Module Two: The Evidence for Obesogens

Overview

Video Lecture

Ligand

View the online lecture for the details necessary to understand this module's key ideas.

Learning Objectives

At the end of this module, students will be able to:

  • Outline some of the major hormones and receptors that play a part in adipogenesis and lipid balance, factors that can affect weight gain
  • Explain how the processes of adipogenesis and lipid balance can be affected by Endocrine Disrupting Chemicals (EDCs)

Earlier in this course, you learned about Endocrine Disrupting Chemicals (EDCs), and how they prevent hormones from doing the jobs they were meant to do—either by mimicking them, or by preventing them from properly binding to their receptors. In this module we will explore how EDCs can act through nuclear receptor (NR) pathways that affect fat cell production (adipogenesis) and lipid homeostasis too, potentially causing obesity. EDCs that do this are called obesogens.

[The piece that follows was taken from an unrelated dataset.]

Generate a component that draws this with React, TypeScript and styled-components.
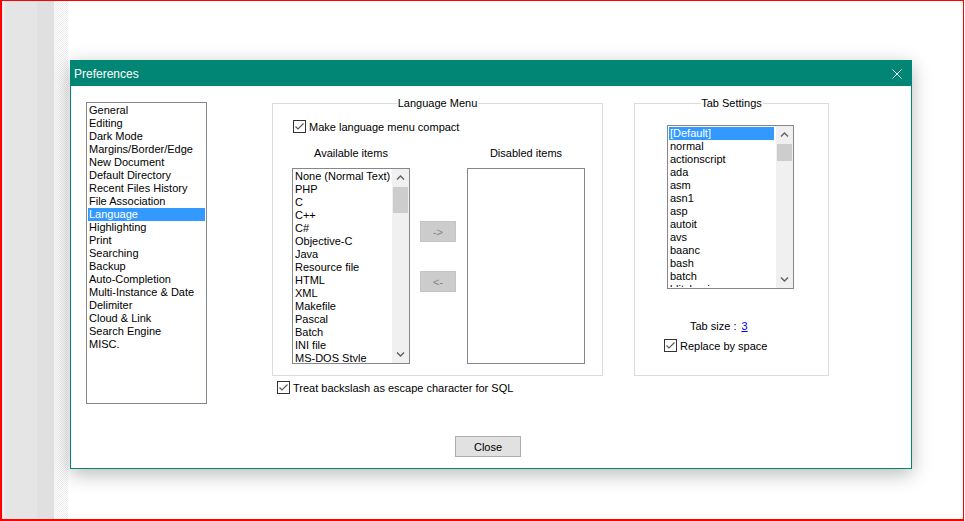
import styled, { createGlobalStyle } from 'styled-components';

const teal = '#018574';

const GlobalStyle = createGlobalStyle`
  html, body {
    margin: 0;
    padding: 0;
    background: #fff;
    font-family: 'Liberation Sans', Arial, sans-serif;
  }
`;

const Screen = styled.div`
  box-sizing: border-box;
  width: 964px;
  height: 521px;
  border-style: solid;
  border-color: #ff0000;
  border-width: 1px 1px 2px 2px;
  display: flex;
  overflow: hidden;
  background: #fff;
`;

const Gutter = styled.div`
  width: 66px;
  flex-shrink: 0;
  background:
    linear-gradient(to right, #ececec 0 3px, #e5e5e5 3px 35px, #e0e0e0 35px 52px, transparent 52px),
    repeating-conic-gradient(#ececec 0 25%, #ffffff 0 50%) 0 0 / 2px 2px;
`;

const Desktop = styled.div`
  flex: 1;
  padding: 59px 0 0 2px;
`;

const Window = styled.div`
  width: 842px;
  box-sizing: border-box;
  border: 1px solid ${teal};
  background: #fff;
  box-shadow: 0 5px 18px rgba(0, 0, 0, 0.28);
  display: flex;
  flex-direction: column;
`;

const TitleBar = styled.div`
  height: 25px;
  background: ${teal};
  color: #fff;
  display: flex;
  align-items: center;
  justify-content: space-between;
  padding: 0 9px 0 3px;
  font-size: 12px;
`;

const CloseGlyph = styled.svg`
  width: 10px;
  height: 10px;
`;

const Body = styled.div`
  display: flex;
  align-items: flex-start;
  padding: 16px 0 0 15px;
`;

const LanguageColumn = styled.div`
  margin: 1px 31px 0 65px;
  display: flex;
  flex-direction: column;
`;

const GroupBox = styled.div<{ w: number }>`
  position: relative;
  box-sizing: border-box;
  width: ${p => p.w}px;
  height: 273px;
  border: 1px solid #dcdcdc;
`;

const GroupTitle = styled.span`
  position: absolute;
  top: -7px;
  left: 50%;
  transform: translateX(-50%);
  background: #fff;
  padding: 0 1px;
  font-size: 11px;
  line-height: 13px;
  color: #000;
  white-space: nowrap;
`;

const LanguageInner = styled.div`
  padding: 16px 0 0 19px;
`;

const ItemsGrid = styled.div`
  display: grid;
  grid-template-columns: 118px 37px 118px;
  grid-template-rows: 13px 196px;
  column-gap: 10px;
  row-gap: 8px;
  margin-top: 14px;
`;

const ColumnLabel = styled.div`
  font-size: 11px;
  line-height: 13px;
  text-align: center;
  color: #000;
`;

const ArrowStack = styled.div`
  display: flex;
  flex-direction: column;
  gap: 29px;
  padding-top: 53px;
`;

const ArrowButton = styled.div`
  width: 36px;
  height: 21px;
  box-sizing: border-box;
  background: #cccccc;
  border: 1px solid #c4c4c4;
  color: #838383;
  font-size: 11px;
  display: flex;
  align-items: center;
  justify-content: center;
`;

const ListBox = styled.div<{ w: number; h: number }>`
  box-sizing: border-box;
  width: ${p => p.w}px;
  height: ${p => p.h}px;
  border: 1px solid #828790;
  background: #fff;
  padding: 1px 0 1px 1px;
  display: flex;
  overflow: hidden;
`;

const Items = styled.div<{ withBar?: boolean }>`
  flex: 1;
  min-width: 0;
  margin-right: ${p => (p.withBar ? '2px' : '1px')};
  overflow: hidden;
`;

const Item = styled.div<{ selected?: boolean }>`
  height: 13px;
  line-height: 13px;
  font-size: 11px;
  padding-left: 1px;
  white-space: nowrap;
  color: ${p => (p.selected ? '#fff' : '#000')};
  background: ${p => (p.selected ? '#3399ff' : 'transparent')};
`;

const ScrollTrack = styled.div`
  width: 17px;
  flex-shrink: 0;
  margin: -1px 0;
  background: #f0f0f0;
  display: flex;
  flex-direction: column;
`;

const ScrollArrow = styled.svg`
  width: 17px;
  height: 17px;
  flex-shrink: 0;
`;

const Thumb = styled.div<{ h: number }>`
  margin: 1px 1px 0;
  height: ${p => p.h}px;
  background: #cdcdcd;
`;

const Spacer = styled.div`
  flex: 1;
`;

const CheckRow = styled.label<{ indent?: number; top?: number }>`
  display: flex;
  align-items: center;
  gap: 3px;
  height: 13px;
  margin-left: ${p => p.indent ?? 0}px;
  margin-top: ${p => p.top ?? 0}px;
  font-size: 11px;
  color: #000;
  white-space: nowrap;
`;

const CheckSvg = styled.svg`
  width: 13px;
  height: 13px;
  flex-shrink: 0;
`;

const TabInner = styled.div`
  padding: 21px 0 0 32px;
`;

const TabSizeRow = styled.div`
  margin: 31px 0 0 23px;
  font-size: 11px;
  line-height: 13px;
  color: #000;
`;

const Link = styled.span`
  color: #0000ff;
  text-decoration: underline;
  margin-left: 5px;
`;

const TabColumn = styled.div`
  margin-top: 1px;
`;

const Footer = styled.div`
  display: flex;
  justify-content: center;
  padding: 32px 6px 11px 0;
`;

const PushButton = styled.div`
  width: 66px;
  height: 21px;
  box-sizing: border-box;
  background: #e1e1e1;
  border: 1px solid #adadad;
  font-size: 11px;
  color: #000;
  display: flex;
  align-items: center;
  justify-content: center;
`;

const navItems = [
  'General', 'Editing', 'Dark Mode', 'Margins/Border/Edge', 'New Document',
  'Default Directory', 'Recent Files History', 'File Association', 'Language',
  'Highlighting', 'Print', 'Searching', 'Backup', 'Auto-Completion',
  'Multi-Instance & Date', 'Delimiter', 'Cloud & Link', 'Search Engine', 'MISC.',
];

const availableItems = [
  'None (Normal Text)', 'PHP', 'C', 'C++', 'C#', 'Objective-C', 'Java',
  'Resource file', 'HTML', 'XML', 'Makefile', 'Pascal', 'Batch', 'INI file',
  'MS-DOS Style',
];

const tabItems = [
  '[Default]', 'normal', 'actionscript', 'ada', 'asm', 'asn1', 'asp', 'autoit',
  'avs', 'baanc', 'bash', 'batch', 'blitzbasic',
];

const Check = () => (
  <CheckSvg viewBox="0 0 13 13">
    <rect x="0.5" y="0.5" width="12" height="12" fill="#fff" stroke="#333" />
    <polyline points="2.5,6.5 5,9 10.5,3.5" fill="none" stroke="#5a5a5a" strokeWidth="1.2" />
  </CheckSvg>
);

const Checkbox = ({ label, indent, top }: { label: string; indent?: number; top?: number }) => (
  <CheckRow indent={indent} top={top}>
    <Check />
    {label}
  </CheckRow>
);

const Scrollbar = ({ thumb }: { thumb: number }) => (
  <ScrollTrack>
    <ScrollArrow viewBox="0 0 17 17">
      <polyline points="5,10.5 8.5,7 12,10.5" fill="none" stroke="#606060" strokeWidth="1.4" />
    </ScrollArrow>
    <Thumb h={thumb} />
    <Spacer />
    <ScrollArrow viewBox="0 0 17 17">
      <polyline points="5,6.5 8.5,10 12,6.5" fill="none" stroke="#606060" strokeWidth="1.4" />
    </ScrollArrow>
  </ScrollTrack>
);

export default function App() {
  return (
    <>
      <GlobalStyle />
      <Screen>
        <Gutter />
        <Desktop>
          <Window>
            <TitleBar>
              <span>Preferences</span>
              <CloseGlyph viewBox="0 0 10 10">
                <path d="M0.5 0.5 L9.5 9.5 M9.5 0.5 L0.5 9.5" stroke="#fff" strokeWidth="1" />
              </CloseGlyph>
            </TitleBar>

            <Body>
              <ListBox w={121} h={302}>
                <Items>
                  {navItems.map(item => (
                    <Item key={item} selected={item === 'Language'}>{item}</Item>
                  ))}
                </Items>
              </ListBox>

              <LanguageColumn>
                <GroupBox w={331}>
                  <GroupTitle>Language Menu</GroupTitle>
                  <LanguageInner>
                    <Checkbox label="Make language menu compact" indent={1} />
                    <ItemsGrid>
                      <ColumnLabel>Available items</ColumnLabel>
                      <div />
                      <ColumnLabel>Disabled items</ColumnLabel>
                      <ListBox w={118} h={196}>
                        <Items withBar>
                          {availableItems.map(item => (
                            <Item key={item}>{item}</Item>
                          ))}
                        </Items>
                        <Scrollbar thumb={26} />
                      </ListBox>
                      <ArrowStack>
                        <ArrowButton>-&gt;</ArrowButton>
                        <ArrowButton>&lt;-</ArrowButton>
                      </ArrowStack>
                      <ListBox w={118} h={196} />
                    </ItemsGrid>
                  </LanguageInner>
                </GroupBox>
                <Checkbox label="Treat backslash as escape character for SQL" indent={5} top={5} />
              </LanguageColumn>

              <TabColumn>
                <GroupBox w={195}>
                  <GroupTitle>Tab Settings</GroupTitle>
                  <TabInner>
                    <ListBox w={127} h={164}>
                      <Items withBar>
                        {tabItems.map(item => (
                          <Item key={item} selected={item === '[Default]'}>{item}</Item>
                        ))}
                      </Items>
                      <Scrollbar thumb={17} />
                    </ListBox>
                    <TabSizeRow>
                      Tab size :<Link>3</Link>
                    </TabSizeRow>
                  </TabInner>
                  <Checkbox label="Replace by space" indent={29} top={6} />
                </GroupBox>
              </TabColumn>
            </Body>

            <Footer>
              <PushButton>Close</PushButton>
            </Footer>
          </Window>
        </Desktop>
      </Screen>
    </>
  );
}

Our appetites and metabolism are controlled by multiple hormones—they tell us when we’re hungry, and when we’re full—when we should be burning calories, and when we should be stashing that extra energy away as fat. They tell us when we should increase our fat cell production or maintain lipid balance. If something disrupts this equilibrium, problems will usually follow.

All of these processes are regulated by the specific nuclear receptors (NRs) RXR and PPAR gamma which regulate fat cell development and control cell differentiation (essentially telling stem cells what they’re going to be when they grow up). Both of these turn genes on and off by interacting with hormone ligands. NRs are very sensitive—they respond to low levels of hormone.  The problem is that lots of chemicals can bind to these receptors, and even at low levels can deeply affect the balance of lipids in our bodies.

To explore this module's material in depth, view the lecture.

Key Points

  • Lipid production and balance is moderated by hormones.
  • These hormones work by binding to nuclear receptors (NRs).
  • Endocrine Disrupting Chemicals (EDCs) interfere with hormones by acting through NR pathways, and these can potentially disrupt adipogenesis and lipid balance, which can make us fatter.